The opinion of the court was delivered by: Richard W. Roberts United States District Judge
This matter is before the Court on initial consideration of petitioner's pro se Petition for Emergency Writ of Habeas Corpus. The petition will be denied.
Petitioner alleges that, "[o]n or about July 18, 2010, Janet for the Family Beddini's liberties commenced to be restrained and is on going to this day by RESPONDENT, who is or represents a 'CORPORATION for Profit", holding a natural woman . . . against Her will, over Her objection, and without Her consent[.]" Pet. ¶ 2 (capitalization in original). Petitioner demands the prisoner's immediate release from custody. See id. at 4.
"Three inter-related judicial doctrines -- standing, mootness, and ripeness, ensure that federal courts assert jurisdiction only over 'Cases' and 'Controversies.'" Worth v. Jackson, 451 F.3d 854, 855 (D.C. Cir. 2006). A party has standing if his claims "spring from an 'injury in fact' -- an invasion of a legally protected interest that is 'concrete and particularized,' 'actual or imminent' and 'fairly traceable' to the challenged act of the defendant, and likely to be redressed by a favorable decision in the federal court." Navegar, Inc. v. United States, 103 F.3d 994, 998 (D.C. Cir. 1997) (quoting Lujan v. Defenders of Wildlife, 504 U.S. 555 (1992)). "[T]he injury alleged cannot be conjectural or hypothetical, remote, speculative, or abstract." Nat'l Treasury Employees Union v. United States, 101 F.3d 1423, 1427 (D.C. Cir. 1996) (internal citations and quotation marks omitted). Here, petitioner articulates no legally protected interest of his own; rather, he purports to bring this action on another person's behalf. Although he may represent himself as a pro se litigant, petitioner is a lay person who is not qualified tor represent another person in this Court. See 28 U.S.C. § 1654; Georgiades v. Martin-Trigona, 729 F.2d 831, 834 (D.C. Cir. 1984). Standing may be denied where, as here, this pro se litigant seeks to assert the rights of a third party. See Navegar, Inc., 103 F.3d at 998.
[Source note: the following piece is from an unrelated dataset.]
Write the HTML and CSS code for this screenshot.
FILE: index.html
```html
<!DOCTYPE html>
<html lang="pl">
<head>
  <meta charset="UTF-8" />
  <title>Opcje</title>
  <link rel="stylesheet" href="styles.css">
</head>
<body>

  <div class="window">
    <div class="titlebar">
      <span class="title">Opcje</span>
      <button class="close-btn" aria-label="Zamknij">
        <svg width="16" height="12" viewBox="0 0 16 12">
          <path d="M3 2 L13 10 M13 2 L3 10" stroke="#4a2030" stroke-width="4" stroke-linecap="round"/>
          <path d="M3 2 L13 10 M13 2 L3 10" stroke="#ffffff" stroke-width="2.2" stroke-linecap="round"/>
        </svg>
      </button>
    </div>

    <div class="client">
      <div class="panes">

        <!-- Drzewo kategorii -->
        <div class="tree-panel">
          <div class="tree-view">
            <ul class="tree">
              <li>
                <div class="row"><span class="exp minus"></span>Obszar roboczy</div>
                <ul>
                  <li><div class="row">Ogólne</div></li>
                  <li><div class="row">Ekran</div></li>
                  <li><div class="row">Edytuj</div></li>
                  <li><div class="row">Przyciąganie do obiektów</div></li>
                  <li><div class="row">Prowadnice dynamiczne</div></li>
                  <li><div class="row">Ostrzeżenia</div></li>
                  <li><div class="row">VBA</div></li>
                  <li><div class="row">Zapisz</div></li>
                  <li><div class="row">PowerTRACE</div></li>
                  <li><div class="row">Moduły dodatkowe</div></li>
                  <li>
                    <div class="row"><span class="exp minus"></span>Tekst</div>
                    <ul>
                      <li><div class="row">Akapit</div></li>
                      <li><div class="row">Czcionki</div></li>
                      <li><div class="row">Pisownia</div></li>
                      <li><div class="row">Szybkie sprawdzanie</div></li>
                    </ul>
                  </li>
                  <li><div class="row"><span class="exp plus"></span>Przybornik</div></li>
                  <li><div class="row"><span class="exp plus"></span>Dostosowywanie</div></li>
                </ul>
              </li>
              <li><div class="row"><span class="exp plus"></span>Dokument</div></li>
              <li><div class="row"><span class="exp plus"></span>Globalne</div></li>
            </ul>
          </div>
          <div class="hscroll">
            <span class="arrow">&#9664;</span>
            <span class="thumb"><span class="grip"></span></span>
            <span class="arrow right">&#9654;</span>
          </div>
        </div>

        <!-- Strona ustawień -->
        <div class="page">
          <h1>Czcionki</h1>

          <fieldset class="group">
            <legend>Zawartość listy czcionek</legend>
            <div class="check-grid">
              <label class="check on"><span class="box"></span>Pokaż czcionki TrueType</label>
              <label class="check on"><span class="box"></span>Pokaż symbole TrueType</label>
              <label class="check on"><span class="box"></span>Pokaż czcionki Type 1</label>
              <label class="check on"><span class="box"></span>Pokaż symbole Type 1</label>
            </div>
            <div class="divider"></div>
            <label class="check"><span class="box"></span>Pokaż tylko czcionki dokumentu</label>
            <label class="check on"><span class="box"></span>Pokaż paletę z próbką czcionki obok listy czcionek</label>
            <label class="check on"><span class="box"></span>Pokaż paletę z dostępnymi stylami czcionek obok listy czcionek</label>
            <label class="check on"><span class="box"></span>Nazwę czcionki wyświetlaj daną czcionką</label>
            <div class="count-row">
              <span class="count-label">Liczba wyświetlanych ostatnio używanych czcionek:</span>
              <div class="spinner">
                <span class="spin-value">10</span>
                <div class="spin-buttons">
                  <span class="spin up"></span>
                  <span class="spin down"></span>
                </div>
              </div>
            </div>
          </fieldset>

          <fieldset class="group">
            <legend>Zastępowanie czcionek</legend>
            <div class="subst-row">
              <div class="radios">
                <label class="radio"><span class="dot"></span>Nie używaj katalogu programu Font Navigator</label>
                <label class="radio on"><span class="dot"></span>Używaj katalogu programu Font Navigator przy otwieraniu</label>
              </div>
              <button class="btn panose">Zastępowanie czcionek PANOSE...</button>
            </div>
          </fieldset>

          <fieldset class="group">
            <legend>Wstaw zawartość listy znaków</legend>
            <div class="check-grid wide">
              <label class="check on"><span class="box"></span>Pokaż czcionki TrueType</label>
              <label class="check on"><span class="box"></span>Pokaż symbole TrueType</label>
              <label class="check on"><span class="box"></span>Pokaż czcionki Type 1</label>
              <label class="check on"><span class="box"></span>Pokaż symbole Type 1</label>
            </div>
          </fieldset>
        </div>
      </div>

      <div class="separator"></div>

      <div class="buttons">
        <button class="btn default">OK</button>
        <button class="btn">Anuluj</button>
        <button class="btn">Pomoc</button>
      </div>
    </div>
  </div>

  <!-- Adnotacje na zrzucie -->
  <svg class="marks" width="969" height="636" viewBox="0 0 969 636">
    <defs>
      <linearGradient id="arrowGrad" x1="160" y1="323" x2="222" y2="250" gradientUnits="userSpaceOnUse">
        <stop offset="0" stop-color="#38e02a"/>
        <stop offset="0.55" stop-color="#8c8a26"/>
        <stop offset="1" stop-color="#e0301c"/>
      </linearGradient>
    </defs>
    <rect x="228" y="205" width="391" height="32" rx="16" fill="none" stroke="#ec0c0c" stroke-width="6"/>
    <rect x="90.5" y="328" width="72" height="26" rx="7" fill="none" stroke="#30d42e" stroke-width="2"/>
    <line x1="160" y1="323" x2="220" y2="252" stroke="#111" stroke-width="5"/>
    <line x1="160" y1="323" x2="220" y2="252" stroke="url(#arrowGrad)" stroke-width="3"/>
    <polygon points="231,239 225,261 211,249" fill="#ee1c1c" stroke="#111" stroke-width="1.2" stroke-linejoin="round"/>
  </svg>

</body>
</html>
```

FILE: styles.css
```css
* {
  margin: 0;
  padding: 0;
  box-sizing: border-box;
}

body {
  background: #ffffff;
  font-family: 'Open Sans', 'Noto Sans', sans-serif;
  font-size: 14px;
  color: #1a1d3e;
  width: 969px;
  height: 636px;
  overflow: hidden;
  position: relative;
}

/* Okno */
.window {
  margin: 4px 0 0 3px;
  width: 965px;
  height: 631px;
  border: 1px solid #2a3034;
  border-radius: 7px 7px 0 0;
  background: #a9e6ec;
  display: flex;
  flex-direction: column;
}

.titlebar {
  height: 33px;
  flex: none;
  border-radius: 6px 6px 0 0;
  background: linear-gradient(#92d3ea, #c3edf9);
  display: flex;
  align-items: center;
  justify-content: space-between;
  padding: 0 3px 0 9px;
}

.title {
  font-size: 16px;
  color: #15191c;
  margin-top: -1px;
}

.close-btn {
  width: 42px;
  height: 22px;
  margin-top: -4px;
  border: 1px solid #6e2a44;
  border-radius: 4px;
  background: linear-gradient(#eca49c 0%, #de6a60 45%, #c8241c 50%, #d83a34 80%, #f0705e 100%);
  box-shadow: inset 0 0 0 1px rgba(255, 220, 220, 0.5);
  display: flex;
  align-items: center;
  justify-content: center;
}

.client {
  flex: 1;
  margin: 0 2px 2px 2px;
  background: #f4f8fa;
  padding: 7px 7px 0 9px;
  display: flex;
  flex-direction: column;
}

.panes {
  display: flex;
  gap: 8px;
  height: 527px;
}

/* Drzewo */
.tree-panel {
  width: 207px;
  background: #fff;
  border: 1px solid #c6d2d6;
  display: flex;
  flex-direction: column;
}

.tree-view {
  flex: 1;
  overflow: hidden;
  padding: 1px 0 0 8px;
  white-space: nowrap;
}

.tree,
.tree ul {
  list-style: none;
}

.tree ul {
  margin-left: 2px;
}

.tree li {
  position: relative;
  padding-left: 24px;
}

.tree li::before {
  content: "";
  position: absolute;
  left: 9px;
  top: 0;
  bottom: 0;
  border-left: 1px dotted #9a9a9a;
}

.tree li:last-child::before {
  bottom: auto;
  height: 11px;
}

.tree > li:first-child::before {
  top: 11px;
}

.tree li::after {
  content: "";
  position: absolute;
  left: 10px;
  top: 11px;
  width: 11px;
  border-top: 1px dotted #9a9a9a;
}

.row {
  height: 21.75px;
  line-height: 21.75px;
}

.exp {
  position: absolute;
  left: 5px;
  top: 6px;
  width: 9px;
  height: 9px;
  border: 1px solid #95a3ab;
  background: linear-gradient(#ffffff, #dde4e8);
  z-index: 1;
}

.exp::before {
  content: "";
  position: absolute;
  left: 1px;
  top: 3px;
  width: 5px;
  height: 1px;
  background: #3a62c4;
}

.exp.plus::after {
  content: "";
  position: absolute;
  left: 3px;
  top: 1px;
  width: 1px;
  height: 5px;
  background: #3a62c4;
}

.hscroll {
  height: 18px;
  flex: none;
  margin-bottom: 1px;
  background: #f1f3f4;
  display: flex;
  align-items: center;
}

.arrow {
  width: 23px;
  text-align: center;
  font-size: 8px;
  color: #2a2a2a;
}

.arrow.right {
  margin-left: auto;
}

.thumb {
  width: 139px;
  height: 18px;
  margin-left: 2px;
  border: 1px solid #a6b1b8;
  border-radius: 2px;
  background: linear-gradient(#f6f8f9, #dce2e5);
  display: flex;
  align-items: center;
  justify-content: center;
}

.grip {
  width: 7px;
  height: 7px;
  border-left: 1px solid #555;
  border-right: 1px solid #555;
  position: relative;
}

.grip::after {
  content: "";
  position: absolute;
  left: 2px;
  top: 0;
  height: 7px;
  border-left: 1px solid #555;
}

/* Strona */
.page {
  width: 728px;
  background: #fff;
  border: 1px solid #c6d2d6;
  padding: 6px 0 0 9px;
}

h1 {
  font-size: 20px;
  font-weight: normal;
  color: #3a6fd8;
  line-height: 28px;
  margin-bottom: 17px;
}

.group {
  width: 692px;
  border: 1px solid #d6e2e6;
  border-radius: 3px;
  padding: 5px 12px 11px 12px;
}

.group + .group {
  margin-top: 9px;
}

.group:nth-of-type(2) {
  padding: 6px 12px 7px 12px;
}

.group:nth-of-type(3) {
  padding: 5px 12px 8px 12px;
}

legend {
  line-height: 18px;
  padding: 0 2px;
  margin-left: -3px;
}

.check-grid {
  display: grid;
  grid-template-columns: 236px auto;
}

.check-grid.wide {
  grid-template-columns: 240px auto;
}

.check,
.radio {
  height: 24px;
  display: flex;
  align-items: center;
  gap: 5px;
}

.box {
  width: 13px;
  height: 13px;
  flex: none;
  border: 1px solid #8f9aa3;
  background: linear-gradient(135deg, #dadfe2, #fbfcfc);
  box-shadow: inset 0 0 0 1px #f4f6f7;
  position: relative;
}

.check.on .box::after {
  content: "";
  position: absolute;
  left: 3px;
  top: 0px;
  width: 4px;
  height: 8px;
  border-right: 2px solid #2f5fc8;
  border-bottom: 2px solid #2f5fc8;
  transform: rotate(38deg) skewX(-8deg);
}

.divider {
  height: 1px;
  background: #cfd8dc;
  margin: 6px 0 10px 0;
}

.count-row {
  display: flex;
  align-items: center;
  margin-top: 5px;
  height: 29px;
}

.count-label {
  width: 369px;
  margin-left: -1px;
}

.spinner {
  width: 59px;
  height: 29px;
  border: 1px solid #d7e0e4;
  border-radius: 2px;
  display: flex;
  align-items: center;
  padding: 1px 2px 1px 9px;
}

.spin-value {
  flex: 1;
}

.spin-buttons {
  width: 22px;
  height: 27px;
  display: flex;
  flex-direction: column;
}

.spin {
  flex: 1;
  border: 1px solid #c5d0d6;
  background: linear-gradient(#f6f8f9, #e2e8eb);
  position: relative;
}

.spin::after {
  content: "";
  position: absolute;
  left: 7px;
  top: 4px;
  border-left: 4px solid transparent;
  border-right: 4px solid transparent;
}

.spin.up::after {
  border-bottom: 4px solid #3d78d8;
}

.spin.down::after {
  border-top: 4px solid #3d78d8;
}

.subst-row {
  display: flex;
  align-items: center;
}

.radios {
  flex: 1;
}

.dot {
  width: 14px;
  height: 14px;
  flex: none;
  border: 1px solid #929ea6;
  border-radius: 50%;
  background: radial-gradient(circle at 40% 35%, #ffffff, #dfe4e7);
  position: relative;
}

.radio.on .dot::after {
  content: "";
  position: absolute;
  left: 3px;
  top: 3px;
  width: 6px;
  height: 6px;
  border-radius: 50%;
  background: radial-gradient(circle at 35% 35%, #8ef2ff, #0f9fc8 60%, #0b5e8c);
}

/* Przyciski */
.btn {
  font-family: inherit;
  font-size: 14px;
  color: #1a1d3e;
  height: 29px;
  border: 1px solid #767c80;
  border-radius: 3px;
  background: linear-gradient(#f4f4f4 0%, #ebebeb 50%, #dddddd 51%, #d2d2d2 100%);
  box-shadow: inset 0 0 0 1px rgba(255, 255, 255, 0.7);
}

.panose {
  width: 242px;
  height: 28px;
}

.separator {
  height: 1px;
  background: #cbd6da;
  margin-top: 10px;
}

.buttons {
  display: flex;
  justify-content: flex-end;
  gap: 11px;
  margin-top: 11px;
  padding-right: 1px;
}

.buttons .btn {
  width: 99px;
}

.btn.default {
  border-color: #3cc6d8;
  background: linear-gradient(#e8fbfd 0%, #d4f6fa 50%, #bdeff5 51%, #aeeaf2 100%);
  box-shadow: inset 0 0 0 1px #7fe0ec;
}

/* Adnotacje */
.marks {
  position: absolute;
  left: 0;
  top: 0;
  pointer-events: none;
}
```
Even if petitioner had standing to bring this action, this Court cannot entertain a challenge to the legality of the prisoner's custody. Habeas actions are subject to jurisdictional and statutory limitations. See Braden v. 30th Judicial Cir. Ct. of Ky., 410 U.S. 484 (1973). The proper respondent in a habeas corpus action is the warden. Rumsfeld v. Padilla, 542 U.S. 426, 434-35 (2004); Blair-Bey v. Quick, 151 F.3d 1036, 1039 (D.C. Cir. 1998) (citing Chatman-Bey v. Thornburgh, 864 F.2d 804, 810 (D.C. Cir. 1988)), who is identified as Paul J. VanBlarcum, Sheriff of Ulster County, New York . "[A] district court may not entertain a habeas petition involving present physical custody unless the respondent custodian is within its territorial jurisdiction." Stokes v. U.S. Parole Comm'n, 374 F.3d 1235, 1239 (D.C. Cir. 2004).
An Order accompanies this Memorandum Opinion.